**Collected material**.
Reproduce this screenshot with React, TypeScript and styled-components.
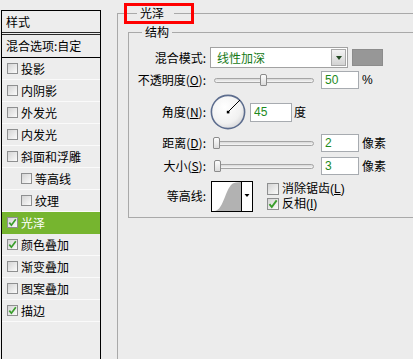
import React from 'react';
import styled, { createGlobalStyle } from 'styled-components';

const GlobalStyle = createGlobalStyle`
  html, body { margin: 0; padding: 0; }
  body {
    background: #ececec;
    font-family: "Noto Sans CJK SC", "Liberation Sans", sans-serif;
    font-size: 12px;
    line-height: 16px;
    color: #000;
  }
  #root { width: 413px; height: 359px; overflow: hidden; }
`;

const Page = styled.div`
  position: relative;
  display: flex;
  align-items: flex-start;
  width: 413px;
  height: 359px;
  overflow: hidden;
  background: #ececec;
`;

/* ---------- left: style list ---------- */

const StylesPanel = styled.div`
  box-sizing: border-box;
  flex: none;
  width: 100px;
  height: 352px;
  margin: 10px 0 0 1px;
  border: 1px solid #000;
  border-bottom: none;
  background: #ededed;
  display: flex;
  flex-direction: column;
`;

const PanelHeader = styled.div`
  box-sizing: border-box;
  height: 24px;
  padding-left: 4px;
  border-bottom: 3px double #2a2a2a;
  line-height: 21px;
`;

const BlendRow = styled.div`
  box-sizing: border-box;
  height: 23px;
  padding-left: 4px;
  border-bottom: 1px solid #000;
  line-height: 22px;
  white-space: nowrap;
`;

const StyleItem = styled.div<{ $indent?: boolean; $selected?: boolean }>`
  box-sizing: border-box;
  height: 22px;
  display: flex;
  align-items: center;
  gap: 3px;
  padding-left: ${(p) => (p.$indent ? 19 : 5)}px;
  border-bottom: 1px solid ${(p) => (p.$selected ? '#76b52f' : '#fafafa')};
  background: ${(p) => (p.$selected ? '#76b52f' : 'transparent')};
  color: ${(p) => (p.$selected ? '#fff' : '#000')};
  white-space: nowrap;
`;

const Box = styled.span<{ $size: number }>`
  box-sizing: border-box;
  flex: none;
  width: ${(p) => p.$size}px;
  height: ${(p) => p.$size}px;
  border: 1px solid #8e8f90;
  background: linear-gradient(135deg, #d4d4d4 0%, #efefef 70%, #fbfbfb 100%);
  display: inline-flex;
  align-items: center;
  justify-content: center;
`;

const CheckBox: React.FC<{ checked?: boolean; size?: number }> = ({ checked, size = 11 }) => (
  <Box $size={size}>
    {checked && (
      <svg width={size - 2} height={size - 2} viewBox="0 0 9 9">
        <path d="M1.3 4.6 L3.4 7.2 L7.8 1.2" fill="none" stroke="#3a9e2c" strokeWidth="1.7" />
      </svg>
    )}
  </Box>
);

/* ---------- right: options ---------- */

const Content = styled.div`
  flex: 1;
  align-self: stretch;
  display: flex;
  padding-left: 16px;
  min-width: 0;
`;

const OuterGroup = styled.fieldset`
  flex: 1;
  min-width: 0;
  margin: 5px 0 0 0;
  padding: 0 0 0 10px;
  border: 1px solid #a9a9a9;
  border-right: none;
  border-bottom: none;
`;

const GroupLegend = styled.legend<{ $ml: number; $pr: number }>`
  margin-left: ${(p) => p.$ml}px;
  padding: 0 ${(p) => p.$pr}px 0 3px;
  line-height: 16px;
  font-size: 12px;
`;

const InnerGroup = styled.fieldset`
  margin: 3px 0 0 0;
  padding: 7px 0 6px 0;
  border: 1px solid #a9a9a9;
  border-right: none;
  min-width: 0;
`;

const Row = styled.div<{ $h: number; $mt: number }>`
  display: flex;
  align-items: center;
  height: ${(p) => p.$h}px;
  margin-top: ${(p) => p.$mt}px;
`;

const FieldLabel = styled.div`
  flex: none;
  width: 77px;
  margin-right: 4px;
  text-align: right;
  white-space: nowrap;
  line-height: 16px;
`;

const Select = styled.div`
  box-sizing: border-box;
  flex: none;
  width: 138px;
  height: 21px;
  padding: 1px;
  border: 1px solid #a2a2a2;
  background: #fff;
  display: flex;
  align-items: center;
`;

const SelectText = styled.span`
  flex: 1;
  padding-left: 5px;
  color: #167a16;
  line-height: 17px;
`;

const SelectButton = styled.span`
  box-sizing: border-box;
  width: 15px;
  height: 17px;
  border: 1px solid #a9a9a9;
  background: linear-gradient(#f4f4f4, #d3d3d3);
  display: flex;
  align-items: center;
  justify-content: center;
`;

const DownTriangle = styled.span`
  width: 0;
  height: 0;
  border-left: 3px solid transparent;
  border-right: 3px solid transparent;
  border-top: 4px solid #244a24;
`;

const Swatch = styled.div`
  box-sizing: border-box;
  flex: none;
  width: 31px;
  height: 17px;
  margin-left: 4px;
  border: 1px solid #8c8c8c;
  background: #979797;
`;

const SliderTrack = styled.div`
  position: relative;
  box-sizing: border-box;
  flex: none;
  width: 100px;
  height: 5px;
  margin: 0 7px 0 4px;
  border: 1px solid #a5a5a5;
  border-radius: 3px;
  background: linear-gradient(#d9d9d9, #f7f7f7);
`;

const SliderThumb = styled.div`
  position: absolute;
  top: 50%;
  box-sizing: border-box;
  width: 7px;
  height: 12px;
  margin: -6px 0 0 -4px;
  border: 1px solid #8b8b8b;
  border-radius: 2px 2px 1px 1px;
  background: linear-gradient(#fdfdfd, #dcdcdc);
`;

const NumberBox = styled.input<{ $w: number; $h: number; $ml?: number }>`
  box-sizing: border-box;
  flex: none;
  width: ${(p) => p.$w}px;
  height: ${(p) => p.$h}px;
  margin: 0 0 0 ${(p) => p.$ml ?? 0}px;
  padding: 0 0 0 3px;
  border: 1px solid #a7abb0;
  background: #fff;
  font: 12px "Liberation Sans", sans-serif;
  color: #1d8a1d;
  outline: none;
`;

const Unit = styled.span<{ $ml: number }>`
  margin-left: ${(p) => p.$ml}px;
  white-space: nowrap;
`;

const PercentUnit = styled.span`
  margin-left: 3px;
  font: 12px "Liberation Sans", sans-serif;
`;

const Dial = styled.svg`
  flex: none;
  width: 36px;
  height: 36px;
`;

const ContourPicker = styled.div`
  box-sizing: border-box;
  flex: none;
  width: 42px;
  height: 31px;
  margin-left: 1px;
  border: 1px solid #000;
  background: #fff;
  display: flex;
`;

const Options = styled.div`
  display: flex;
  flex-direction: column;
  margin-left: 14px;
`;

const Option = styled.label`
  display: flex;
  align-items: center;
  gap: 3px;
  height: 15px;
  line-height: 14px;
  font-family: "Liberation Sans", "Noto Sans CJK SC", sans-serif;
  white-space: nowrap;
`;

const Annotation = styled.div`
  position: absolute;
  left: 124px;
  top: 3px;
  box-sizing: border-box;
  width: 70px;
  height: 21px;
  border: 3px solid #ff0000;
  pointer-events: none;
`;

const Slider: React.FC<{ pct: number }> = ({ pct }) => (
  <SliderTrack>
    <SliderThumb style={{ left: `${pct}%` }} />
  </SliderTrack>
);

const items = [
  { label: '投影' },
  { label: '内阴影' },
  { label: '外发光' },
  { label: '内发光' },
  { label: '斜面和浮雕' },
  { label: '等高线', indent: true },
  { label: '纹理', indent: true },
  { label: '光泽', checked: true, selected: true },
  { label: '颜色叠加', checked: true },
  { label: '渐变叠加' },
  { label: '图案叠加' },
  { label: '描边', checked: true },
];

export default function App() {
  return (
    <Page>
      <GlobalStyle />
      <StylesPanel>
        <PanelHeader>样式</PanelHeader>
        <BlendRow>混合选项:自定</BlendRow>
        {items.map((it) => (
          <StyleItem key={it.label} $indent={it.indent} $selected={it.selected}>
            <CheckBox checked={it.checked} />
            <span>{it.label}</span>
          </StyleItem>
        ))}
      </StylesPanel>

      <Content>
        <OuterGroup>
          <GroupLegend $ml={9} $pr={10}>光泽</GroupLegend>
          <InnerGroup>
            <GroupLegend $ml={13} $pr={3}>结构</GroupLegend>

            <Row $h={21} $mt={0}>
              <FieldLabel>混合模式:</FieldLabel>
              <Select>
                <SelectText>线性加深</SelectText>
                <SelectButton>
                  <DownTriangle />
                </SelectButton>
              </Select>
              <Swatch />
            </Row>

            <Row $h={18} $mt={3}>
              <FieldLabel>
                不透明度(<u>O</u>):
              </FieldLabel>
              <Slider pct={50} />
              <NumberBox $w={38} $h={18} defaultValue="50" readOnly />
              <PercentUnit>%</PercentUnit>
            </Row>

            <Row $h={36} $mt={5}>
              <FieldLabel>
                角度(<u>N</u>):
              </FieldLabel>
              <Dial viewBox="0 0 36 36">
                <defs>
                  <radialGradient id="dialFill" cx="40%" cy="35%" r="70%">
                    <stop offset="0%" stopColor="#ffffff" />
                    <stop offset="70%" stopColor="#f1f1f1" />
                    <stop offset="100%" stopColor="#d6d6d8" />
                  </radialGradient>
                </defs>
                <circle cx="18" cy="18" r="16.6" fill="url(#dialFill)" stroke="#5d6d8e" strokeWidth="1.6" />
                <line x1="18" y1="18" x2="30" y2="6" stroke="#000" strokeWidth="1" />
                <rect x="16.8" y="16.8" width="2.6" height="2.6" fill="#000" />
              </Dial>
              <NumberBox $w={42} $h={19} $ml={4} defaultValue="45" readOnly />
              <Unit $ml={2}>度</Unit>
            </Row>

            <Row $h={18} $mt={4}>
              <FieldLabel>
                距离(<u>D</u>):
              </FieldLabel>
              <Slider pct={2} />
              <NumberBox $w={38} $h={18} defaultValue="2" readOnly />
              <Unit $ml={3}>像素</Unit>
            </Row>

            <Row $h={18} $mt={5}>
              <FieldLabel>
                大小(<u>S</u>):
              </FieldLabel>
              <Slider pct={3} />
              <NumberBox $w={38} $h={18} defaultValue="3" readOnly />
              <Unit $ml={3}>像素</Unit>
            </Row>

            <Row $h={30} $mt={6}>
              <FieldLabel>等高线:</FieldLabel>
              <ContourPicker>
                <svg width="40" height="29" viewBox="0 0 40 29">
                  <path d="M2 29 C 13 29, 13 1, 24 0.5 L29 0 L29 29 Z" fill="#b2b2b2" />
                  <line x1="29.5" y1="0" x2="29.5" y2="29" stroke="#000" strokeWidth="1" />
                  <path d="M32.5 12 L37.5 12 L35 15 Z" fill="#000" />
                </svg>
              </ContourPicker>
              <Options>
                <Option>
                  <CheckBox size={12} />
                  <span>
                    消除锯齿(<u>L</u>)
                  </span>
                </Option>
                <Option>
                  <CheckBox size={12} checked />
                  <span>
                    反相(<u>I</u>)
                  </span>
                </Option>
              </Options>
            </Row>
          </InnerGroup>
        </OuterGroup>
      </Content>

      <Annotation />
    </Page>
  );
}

**Instructions to follow**.
Quote, exactly and only, the lines from the first line of the data above through the line containing "style list ---------- */". The pictures do not belong in it.

**Worked solution**.
Reproduce this screenshot with React, TypeScript and styled-components.
import React from 'react';
import styled, { createGlobalStyle } from 'styled-components';

const GlobalStyle = createGlobalStyle`
  html, body { margin: 0; padding: 0; }
  body {
    background: #ececec;
    font-family: "Noto Sans CJK SC", "Liberation Sans", sans-serif;
    font-size: 12px;
    line-height: 16px;
    color: #000;
  }
  #root { width: 413px; height: 359px; overflow: hidden; }
`;

const Page = styled.div`
  position: relative;
  display: flex;
  align-items: flex-start;
  width: 413px;
  height: 359px;
  overflow: hidden;
  background: #ececec;
`;

/* ---------- left: style list ---------- */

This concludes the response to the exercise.